西南戦役が起ると、明治政府は財政難に陥いり、公債を富豪に引受けさせ様とした。その時の富豪の要求によつて、地価を五年毎に改正する予定を無期延期にした。そこで假令ば明治七年の一反二十円標準を、米価が一石四円の算定から五円となり十円となつても変更されぬことゝなつた。之が為に土地所有者は非常な利得をした。従つて地主は借金して安価に土地を買占めると、忽ち土地が騰貴して財産が倍増するから、土地の投機熱が盛になり、特に新しき銀行の金融機関が設けられて、土地を担保に取つては其収利を図り、倍従十百の勢を生じ、その弊害が益々激しくなつた。此の勢は明治大正を通じ、政府財閥の一貫した財政策であつた。今ま農工銀行や勧業銀行を創立する時の大銀行家の演説等を見ると、一反の土地が百円する時、米の収穫高は十円か二十円であるから、商人が其農産物を取扱ひ一割利益を取つても、一反からの商業利得は一円か二円に過ぎない。しかるに土地に対して金融することになると、其価額が百円であれば、一割で十円取れ、地価が千円しだせば百円取れる。地価が高くなるは、即ち国富の増加であつて、誠に喜ぶべきことだから、文明の当然の賜物である。だから金融機関を十分に発達せしめて、金融業者は金融業者として利益を挙げ、商業家は商業家として利益を挙げ、少しも一国の資金を死蔵せしめぬやうにせねばならぬと、極めて俗悪な重金資本主義を説いたのである。かやうにして農地に対する金融機関が設立され、土地に対する思惑が盛となり、地価は騰貴して、大正年中には一反が二千円も三千円もする処もでき、随て金融資本は極度に農村と農村人を搾取することになつたのである。

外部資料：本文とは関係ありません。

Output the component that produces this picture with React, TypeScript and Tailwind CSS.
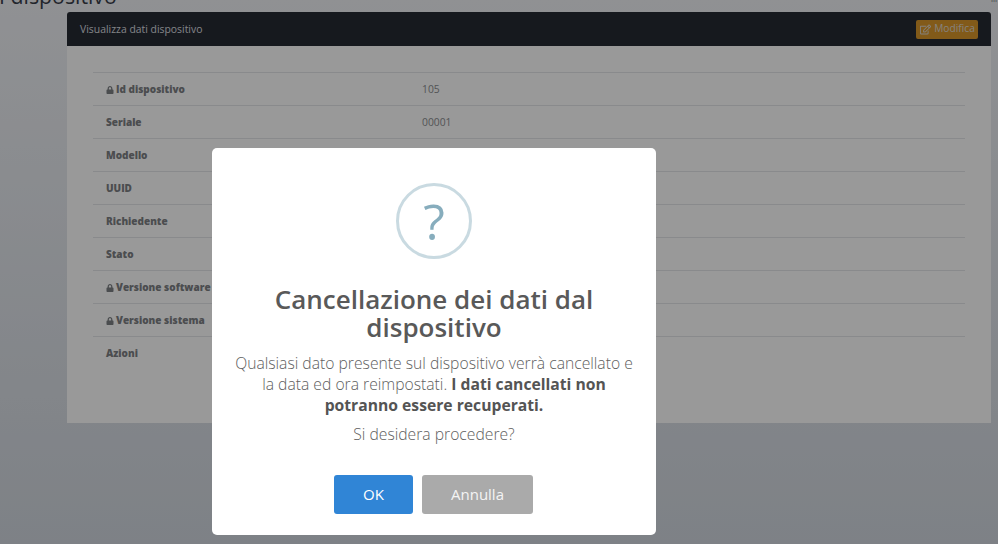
import React from 'react';
import { FaLock, FaRegEdit } from 'react-icons/fa';

const rows = [
    { label: 'Id dispositivo', value: '105', locked: true },
    { label: 'Seriale', value: '00001' },
    { label: 'Modello' },
    { label: 'UUID' },
    { label: 'Richiedente' },
    { label: 'Stato' },
    { label: 'Versione software', locked: true },
    { label: 'Versione sistema', locked: true },
    { label: 'Azioni' },
];

export default function App() {
    return (
        <div className="relative h-[544px] w-[998px] overflow-hidden bg-linear-to-b from-[#f0f2f6] to-[#d2d8e0] font-['Open_Sans',sans-serif]">
            <div className="flex h-[12px] items-start justify-between overflow-hidden">
                <h1 className="-mt-[18px] -ml-[1px] text-[21.3px] leading-[28px] font-normal whitespace-nowrap text-[#3a3f4a]">I dispositivo</h1>
                <span className="-mt-[5px] mr-[1px] text-[8px] leading-[8px] text-[#777]">ııı</span>
            </div>

            <div className="ml-[67px] h-[411px] w-[924px] rounded-t-[3px] bg-white">
                <div className="flex h-[34px] items-center justify-between rounded-t-[3px] bg-[#262b33] pr-[13px] pl-[13px]">
                    <span className="pt-[1px] text-[10.4px] text-[#dcdee0]">Visualizza dati dispositivo</span>
                    <button className="flex h-[19px] w-[62px] items-center justify-center gap-[3px] rounded-[2px] bg-[#d9962a] pl-[1px] text-[10.2px] text-[#dedad2]">
                        <FaRegEdit className="h-[11px] w-[11px]" />
                        Modifica
                    </button>
                </div>
                <div className="px-[26px] pt-[26px]">
                    {rows.map(row => (
                        <div key={row.label} className="flex h-[33px] items-center border-t border-[#e4e6e9] pt-[1px] text-[10px]">
                            <div className="flex w-[329px] items-center gap-[2px] pl-[13px] font-extrabold text-[#7d8084]">
                                {row.locked && <FaLock className="h-[8px] w-[8px]" />}
                                {row.label}
                            </div>
                            <div className="text-[10.3px] text-[#8a8d90]">{row.value}</div>
                        </div>
                    ))}
                </div>
            </div>

            <div className="absolute inset-0 bg-black/40">
                <div className="mt-[148px] ml-[212px] h-[387px] w-[444px] rounded-[5px] bg-white pt-[35px] text-center">
                    <div className="mx-auto flex h-[76px] w-[76px] items-center justify-center rounded-full border-[3px] border-[#c9dae1] text-[50px] leading-none font-normal text-[#87adbd]">
                        ?
                    </div>
                    <h2 className="mx-auto mt-[26px] w-[400px] text-[26px] leading-[28px] font-semibold text-[#595959]">
                        Cancellazione dei dati dal dispositivo
                    </h2>
                    <p className="mx-auto mt-[12px] w-[400px] text-[15.7px] leading-[21px] font-light text-[#606060]">
                        Qualsiasi dato presente sul dispositivo verrà cancellato e la data ed ora reimpostati.{' '}
                        <strong className="font-bold text-[#545454]">I dati cancellati non potranno essere recuperati.</strong>
                    </p>
                    <p className="mt-[8px] text-[15.7px] leading-[21px] font-light text-[#606060]">Si desidera procedere?</p>
                    <div className="mt-[30px] flex justify-center gap-[9px] pr-[1px]">
                        <button className="h-[39px] w-[79px] rounded-[3px] bg-[#3085d6] text-[15px] text-white">OK</button>
                        <button className="h-[39px] w-[111px] rounded-[3px] bg-[#aaaaaa] text-[15px] text-[#f4f4f4]">Annulla</button>
                    </div>
                </div>
            </div>
        </div>
    );
}
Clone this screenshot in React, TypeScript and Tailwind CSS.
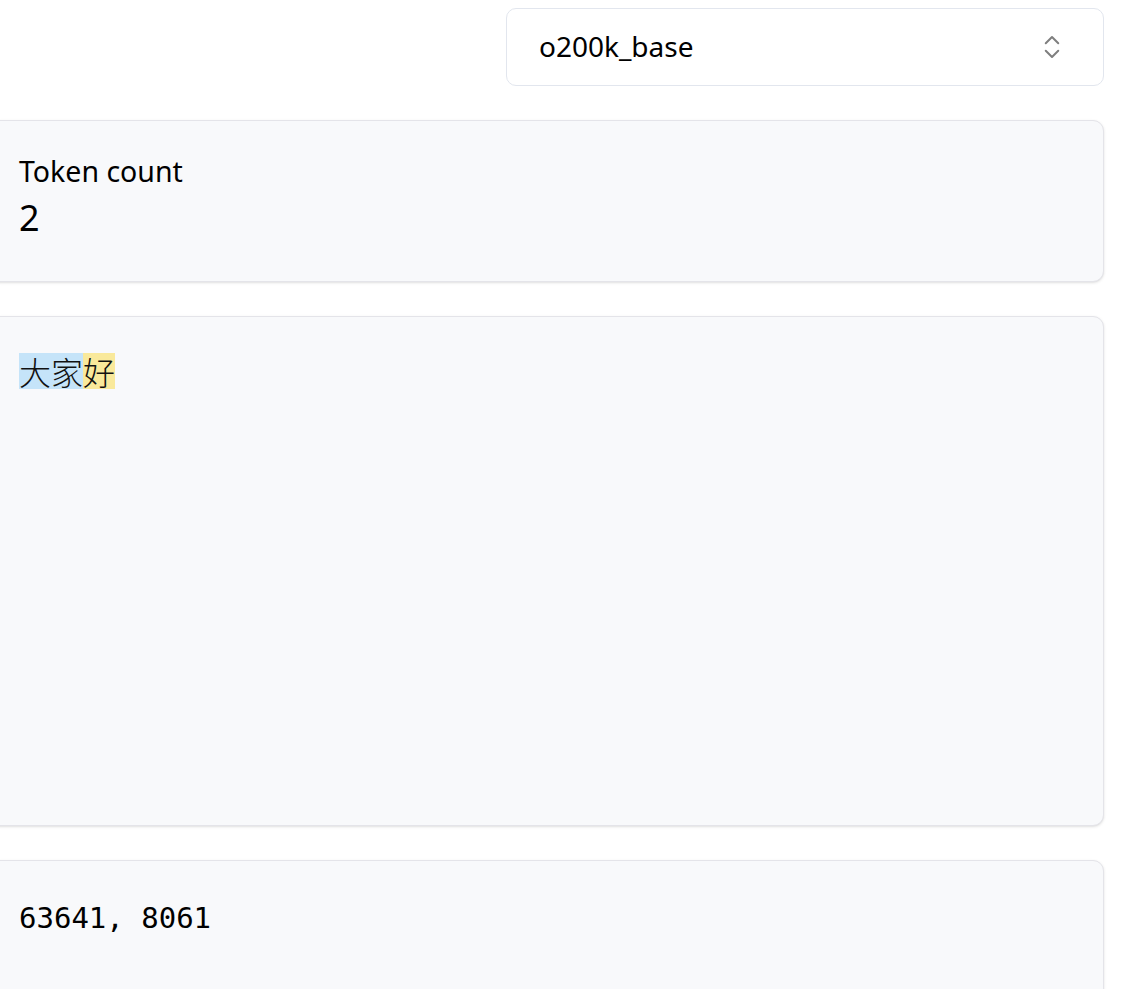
import { ChevronsUpDown } from 'lucide-react';

const sans = { fontFamily: '"Noto Sans", "Noto Sans CJK SC", sans-serif' };

const tokens = [
  { text: '大家', color: 'bg-[#c5e4f9]' },
  { text: '好', color: 'bg-[#f9e99b]' },
];

export default function App() {
  return (
    <div className="min-h-screen overflow-hidden bg-white text-black font-['Noto_Sans',sans-serif]">
      <div className="-ml-[11px] mr-[39px] pt-2 flex flex-col gap-[34px]">
        <div className="flex justify-end">
          <div className="w-[598px] h-[78px] flex items-center justify-between rounded-[10px] border border-[#e2e6ee] bg-white pl-[32px] pr-[36px]">
            <span className="text-[28px] -mt-[2px]" style={sans}>o200k_base</span>
            <ChevronsUpDown className="w-[30px] h-[30px] text-[#7f7f7f]" strokeWidth={1.6} />
          </div>
        </div>

        <div className="h-[162px] rounded-[11px] border border-[#e4e4e9] bg-[#f8f9fb] shadow-sm pl-[29px] pt-[31px]">
          <div className="text-[28.5px] leading-[38px]">Token count</div>
          <div className="text-[36px] leading-[47px] mt-[4px]">2</div>
        </div>

        <div className="h-[510px] rounded-[11px] border border-[#e4e4e9] bg-[#f8f9fb] shadow-sm pl-[29px] pt-[36px]">
          <div className="flex font-['Noto_Sans_CJK_SC',sans-serif] text-[32px] font-light text-[#111]">
            {tokens.map((t) => (
              <span key={t.text} className={`${t.color} inline-block h-[36px] leading-[36px]`}>
                {t.text}
              </span>
            ))}
          </div>
        </div>

        <div className="h-[140px] rounded-[11px] border border-[#e4e4e9] bg-[#f8f9fb] shadow-sm pl-[29px] pt-[36px]">
          <div className="font-['DejaVu_Sans_Mono',monospace] text-[29px]">63641, 8061</div>
        </div>
      </div>
    </div>
  );
}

かくの如き金融機関によつて吸収した農村の資金は、保険や貯金は悉く中央に集積され、それを目あてに明治政府は、その窮乏せる財政を切廻はす為め、絶へず公債を発行したのである。だから明治政府の莫大な公債を消化さすには、かくの如き地方資金の中央吸収策を取らねばならなかつた。その政策の最初の理想では、地方資金が一年に二回吸収し得ればよいとされていたが、後には次第に増長して、年四回の回収を策し、遂には年六回の運転吸収を理想とするに至つた。これ桂内閣時代の隠れもなき財政金融の方針であつたのである。かくして、金融財閥が政府の保護を受け、また政府に要請しつゝ、巨大に発育したのである。そこで資本閥は公債の名義で政府に金を借す間に、国の租税収入より確実に収得する昔の御用商人の様な特権を獲得したのである。借据(モラトリアム)か徳政か、将た永久に金利の獲得保護か。そのいづれに帰結するかは、今日の大問題ではあるまいか。